Regina Manyinsa Oywecha Philip

Abstract

Quality education is the cornerstone to creating sustainable development in line to the 2030 agenda. Poor Quality Education is a national systemic threat to the Kenyan economy if not checked. The Quality of education in Kenya has been tagged to Teacher Performance Appraisal Development (TPAD) since 2016, an evaluation system that has failed in other Countries. The following objectives guided this paper: Establish the effect of teacher evaluation on learner grades, examine the credibility of the appraiser and to find out the obstacles towards effective teacher evaluation in Narok County Secondary Schools Kenya. This paper may be a revelation and of reference to a number of stakeholders in Education and other sectors.
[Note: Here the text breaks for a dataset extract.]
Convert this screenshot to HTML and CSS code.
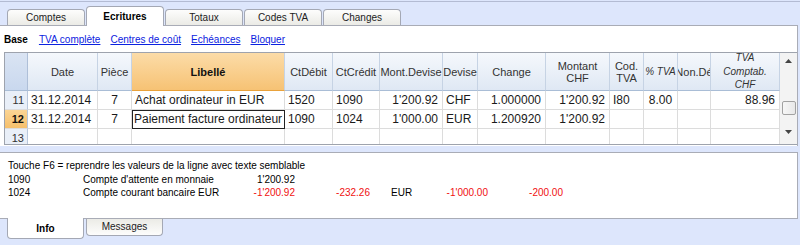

Teachers have found their added roles of appraisee and appraiser challenging. Given that, the Teachers Service Commission (TSC) their employer threatens their teaching values, expertise, and pedagogy. Teachers are in a dichotomy between Teachers Trade unions and TSC as stakeholders. While the unionist term the TPAD as simply paper work and time consuming, TSC embrace the TPAD and is yet to develop individualized teacher feedback. Factors like inconsistent Teacher development, evaluator credibility, mismatch between TPAD rating and learner grades, incompetency in ICT integration and lack of proper monitoring and evaluation of TPAD implementation question the efficiency of teacher evaluation system in Kenya. This paper recommends a collaborative type of teacher evaluation system and Methodology was through related literature review.